I think about one hundred or one hundred and fifty went from one place or another.
Q. What was the character of the information that they gave you? A. Well, the character of the information they brought to us was very bad, sir.
Q. Do you remember any of these reports that you got from members of your committee?—A. Yes, sir; they said in several parts where they was that the land rent was still higher there in that part of the country than it was where we first organized it, and the people was still being whipped, some of them, by the old owners, the men that had owned them as slaves, and some of them was being cheated out of their crops just the same as they was there.
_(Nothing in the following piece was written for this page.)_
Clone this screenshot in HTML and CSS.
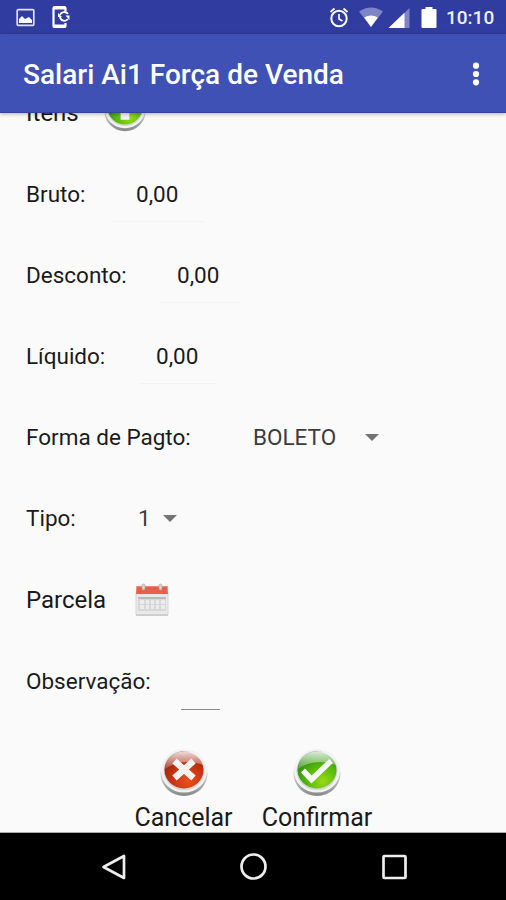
FILE: index.html
```html
<!DOCTYPE html>
<html lang="pt-BR">
<head>
    <meta charset="UTF-8">
    <meta name="viewport" content="width=device-width, initial-scale=1.0">
    <title>Salari Ai1 Força de Venda</title>
    <link rel="stylesheet" href="styles.css">
</head>
<body>
    <div class="screen">
        <div class="status-bar">
            <svg class="status-left" width="60" height="34" viewBox="0 0 60 34">
                <rect x="5.2" y="9.7" width="16.6" height="15.6" rx="1" fill="none" stroke="#dfe2f5" stroke-width="1.7"/>
                <path d="M7 23v-4l3-3 3 3 4-2 3 3v3z" fill="#fff"/>
                <path d="M53.500 11V8.500q0-1.500-1.500-1.500h-9q-1.500 0-1.500 1.500v17q0 1.500 1.500 1.500h9q1.500 0 1.500-1.500V23" fill="none" stroke="#fff" stroke-width="2.200"/>
                <path d="M41.500 8h12M41.500 26h12" stroke="#fff" stroke-width="3"/>
                <path d="M48 15a4.500 4.500 0 0 1 8-1M48 17a4.500 4.500 0 0 0 8 2" fill="none" stroke="#fff" stroke-width="1.800"/>
                <path d="M46 13v4h4zM57.500 20v-4.500h-4z" fill="#fff"/>
            </svg>
            <div class="status-right">
                <svg width="110" height="34" viewBox="0 0 110 34">
                    <circle cx="10" cy="18.500" r="7.700" fill="none" stroke="#fff" stroke-width="2"/>
                    <path d="M10 14v5l3.500 2M1.500 12l4-3.500M18.500 12l-4-3.500" fill="none" stroke="#fff" stroke-width="1.700"/>
                    <path d="M30 11.500Q42 3.500 54 11.500L42 27z" fill="#7d85c7"/>
                    <path d="M35.200 17.500Q42 13.500 48.800 17.500L42 27z" fill="#fff"/>
                    <path d="M80.500 8v20H59.500z" fill="#7d85c7"/>
                    <path d="M75.500 12.700V28h-16z" fill="#fff"/>
                    <path d="M96.500 7h7v2h3q1 0 1 1v17q0 1-1 1h-13q-1 0-1-1V10q0-1 1-1h3z" fill="#fff"/>
                </svg>
                <span class="clock">10:10</span>
            </div>
        </div>

        <div class="app-bar">
            <h1>Salari Ai1 Força de Venda</h1>
            <svg class="menu" width="8" height="26" viewBox="0 0 8 26">
                <g fill="#fff">
                    <circle cx="4" cy="4.700" r="3.100"/>
                    <circle cx="4" cy="13" r="3.100"/>
                    <circle cx="4" cy="21.300" r="3.100"/>
                </g>
            </svg>
        </div>

        <div class="content">
            <div class="form">
                <div class="row">
                    <span class="label label-itens">Itens</span>
                    <svg class="icon-itens" width="42" height="44" viewBox="0 0 48 50">
                        <use href="#ring"/>
                        <ellipse cx="24" cy="22" rx="19.500" ry="18.500" fill="url(#green)"/>
                        <path d="M24 10l10 11h-5v14H19V21h-5z" fill="#f4f4f4"/>
                    </svg>
                </div>
                <div class="row">
                    <span class="label label-bruto">Bruto:</span>
                    <span class="field field-bruto">0,00</span>
                </div>
                <div class="row">
                    <span class="label label-desconto">Desconto:</span>
                    <span class="field field-desconto">0,00</span>
                </div>
                <div class="row">
                    <span class="label label-liquido">Líquido:</span>
                    <span class="field field-liquido">0,00</span>
                </div>
                <div class="row">
                    <span class="label label-forma">Forma de Pagto:</span>
                    <span class="select select-forma">BOLETO</span>
                    <span class="arrow"></span>
                </div>
                <div class="row">
                    <span class="label label-tipo">Tipo:</span>
                    <span class="select select-tipo">1</span>
                    <span class="arrow"></span>
                </div>
                <div class="row row-parcela">
                    <span class="label label-parcela">Parcela</span>
                    <svg width="34" height="34" viewBox="0 0 34 34">
                        <rect x="1" y="10" width="32" height="22.500" rx="1" fill="#e9e9e9" stroke="#d8d8d8"/>
                        <rect x="3" y="14" width="28" height="14" fill="#d6d7d9"/>
                        <path d="M3 15h28" stroke="#b5b7bb" stroke-width="1.800"/>
                        <g fill="#ececec">
                            <path d="M5 17h4v4H5zM11 17h3v4h-3zM16 17h3v4h-3zM21 17h3v4h-3zM26 17h4v4h-4z"/>
                            <path d="M5 22h4v4H5zM11 22h3v4h-3zM16 22h3v4h-3zM21 22h3v4h-3zM26 22h4v4h-4z"/>
                        </g>
                        <path d="M1 32h32" stroke="#c8c8c8" stroke-width="1.500"/>
                        <path d="M1.500 3h31l.5 8H1z" fill="#e85f4b"/>
                        <path d="M1.500 3.500h31" stroke="#f08a7c"/>
                        <g fill="#d9d4d0" stroke="#aaa19d" stroke-width=".6">
                            <rect x="7" y="1" width="3" height="6" rx="1.500"/>
                            <rect x="24" y="1" width="3" height="6" rx="1.500"/>
                        </g>
                    </svg>
                </div>
                <div class="row row-obs">
                    <span class="label label-obs">Observação:</span>
                    <span class="field field-obs"></span>
                </div>
            </div>

            <div class="actions">
                <div class="action cancel">
                    <svg width="48" height="50" viewBox="0 0 48 50">
                        <defs>
                            <linearGradient id="metal" x1="0" y1="0" x2="0" y2="1">
                                <stop offset="0" stop-color="#e4e4e4"/>
                                <stop offset=".6" stop-color="#c6c8c8"/>
                                <stop offset="1" stop-color="#858888"/>
                            </linearGradient>
                            <radialGradient id="red" cx=".6" cy=".8" r=".8">
                                <stop offset="0" stop-color="#e8501c"/>
                                <stop offset=".55" stop-color="#c43212"/>
                                <stop offset="1" stop-color="#8e2012"/>
                            </radialGradient>
                            <radialGradient id="green" cx=".65" cy=".8" r=".8">
                                <stop offset="0" stop-color="#98da11"/>
                                <stop offset=".55" stop-color="#52b50e"/>
                                <stop offset="1" stop-color="#278516"/>
                            </radialGradient>
                            <linearGradient id="shine" x1="0" y1="0" x2="0" y2="1">
                                <stop offset="0" stop-color="#fff" stop-opacity=".85"/>
                                <stop offset="1" stop-color="#fff" stop-opacity=".15"/>
                            </linearGradient>
                            <g id="ring">
                                <ellipse cx="24" cy="25.500" rx="23.500" ry="22.500" fill="url(#metal)"/>
                                <ellipse cx="24" cy="22.800" rx="23" ry="21.800" fill="#f2f2f2"/>
                                <ellipse cx="24" cy="22.500" rx="20.500" ry="19.700" fill="#d3d6d5"/>
                            </g>
                        </defs>
                        <use href="#ring"/>
                        <ellipse cx="24" cy="22" rx="19.500" ry="18.500" fill="url(#red)"/>
                        <path d="M5 21C6 -2 42 -2 43 17 30 12 16 13 5 21z" fill="url(#shine)"/>
                        <path d="M14.500 13l19 17M33.500 13l-19 17" stroke="#f5f2f0" stroke-width="6.500"/>
                    </svg>
                    <span>Cancelar</span>
                </div>
                <div class="action confirm">
                    <svg width="48" height="50" viewBox="0 0 48 50">
                        <use href="#ring"/>
                        <ellipse cx="24" cy="22" rx="19.500" ry="18.500" fill="url(#green)"/>
                        <path d="M5 21C6 -2 42 -2 43 17 30 12 16 13 5 21z" fill="url(#shine)"/>
                        <path d="M10 22.500l8.500 9L38 13" fill="none" stroke="#f7f7f5" stroke-width="5.500"/>
                    </svg>
                    <span>Confirmar</span>
                </div>
            </div>
        </div>

        <div class="nav-bar">
            <svg width="30" height="30" viewBox="0 0 30 30">
                <path d="M24 4v22L3.500 15z" fill="none" stroke="#eee" stroke-width="2.700" stroke-linejoin="round"/>
            </svg>
            <svg width="30" height="30" viewBox="0 0 30 30">
                <circle cx="13.500" cy="14.500" r="12" fill="none" stroke="#eee" stroke-width="2.700"/>
            </svg>
            <svg width="30" height="30" viewBox="0 0 30 30">
                <rect x="4.500" y="4" width="22" height="22" rx="1" fill="none" stroke="#eee" stroke-width="2.700"/>
            </svg>
        </div>
    </div>
</body>
</html>
```

FILE: styles.css
```css
body {
    margin: 0;
    font-family: Roboto, "Liberation Sans", sans-serif;
    color: #1a1a1a;
}

svg {
    display: block;
    flex-shrink: 0;
}

.screen {
    display: flex;
    flex-direction: column;
    width: 506px;
    height: 900px;
    overflow: hidden;
    background-color: #fafafa;
}

.status-bar {
    display: flex;
    justify-content: space-between;
    height: 34px;
    flex-shrink: 0;
    padding: 0 11px 0 12px;
    background-color: #303c9f;
}

.status-right {
    display: flex;
    align-items: center;
    gap: 7px;
}

.clock {
    width: 49px;
    padding-top: 2px;
    font-size: 19px;
    font-weight: 500;
    line-height: 34px;
    white-space: nowrap;
    color: #eef0fb;
}

.app-bar {
    display: flex;
    align-items: center;
    justify-content: space-between;
    height: 79px;
    flex-shrink: 0;
    box-sizing: border-box;
    padding: 2px 26px 0 23px;
    background-color: #3f51b5;
    border-bottom: 1px solid #34439b;
    box-shadow: 0 1px 4px rgba(0, 0, 0, 0.3);
    z-index: 1;
}

h1 {
    margin: 0;
    font-size: 28px;
    font-weight: 500;
    color: #fff;
    white-space: nowrap;
}

.content {
    flex: 1;
    min-height: 0;
    overflow: hidden;
    border-bottom: 1px solid #aaa;
    box-sizing: border-box;
}

/* scrolled so that the first row is half under the app bar */
.form {
    margin-top: -40px;
    padding-left: 26px;
}

.row {
    display: flex;
    align-items: center;
    height: 81px;
    font-size: 22.5px;
    white-space: nowrap;
}

.row-parcela,
.row-obs {
    height: 82px;
}

.icon-itens {
    margin-left: 27px;
    margin-top: -6px;
}

.label {
    flex-shrink: 0;
    padding-bottom: 2px;
}

.label-itens {
    width: 51px;
    font-size: 24px;
}

.label-bruto {
    width: 59px;
}

.label-desconto {
    width: 100px;
}

.label-liquido {
    width: 79px;
}

.label-forma {
    width: 165px;
}

.label-tipo {
    width: 50px;
}

.label-parcela {
    width: 109px;
    padding-bottom: 0;
    font-size: 24px;
}

.label-obs {
    width: 124px;
}

.field {
    height: 54px;
    line-height: 52px;
    box-sizing: border-box;
    border-bottom: 1px solid #f3f3f3;
}

.field-bruto {
    width: 91px;
    margin-left: 28px;
    padding-left: 23px;
}

.field-desconto {
    width: 80px;
    margin-left: 34px;
    padding-left: 17px;
}

.field-liquido {
    width: 76px;
    margin-left: 35px;
    padding-left: 16px;
}

.field-obs {
    width: 39px;
    height: 56px;
    margin-left: 31px;
    border-bottom: 1px solid #8c8c8c;
}

.select {
    padding-bottom: 2px;
    color: #3c3c3c;
}

.select-forma {
    width: 112px;
    margin-left: 62px;
}

.select-tipo {
    width: 25px;
    margin-left: 62px;
}

.arrow {
    border: 7px solid transparent;
    border-top-color: #737373;
    border-bottom: 0;
}

.actions {
    display: flex;
    gap: 28px;
    padding: 25px 0 0 134px;
}

.action {
    display: flex;
    flex-direction: column;
    align-items: center;
    gap: 5px;
    font-size: 25px;
    line-height: 30px;
}

.cancel {
    width: 99px;
}

.confirm {
    width: 112px;
}

.nav-bar {
    display: flex;
    justify-content: space-between;
    align-items: center;
    height: 67px;
    flex-shrink: 0;
    box-sizing: border-box;
    padding: 0 97px 0 100px;
    background-color: #000;
}
```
Q. Was anything said about their personal and political rights in these reports as to how they were treated?—A. Yes; some of them stated that in some parts of the country where they voted they would be shot. Some of them stated that if they voted the Democratic ticket they would not be injured.
Q. Now let us understand more distinctly, before we go any further, the kind of people who composed that association. The committee, as I understand you, was composed entirely of laboring people?—A. Yes, sir.
Q Did it include any politicians of either color, white or black?—A. No politicianers didn't belong to it, because we didn't allow them to know nothing about it, because we was afraid that if we allowed the colored politicianers to belong to it he would tell it to the Republican politicianers, and from that the men that was doing all this to us would get hold of it too, and then get after us.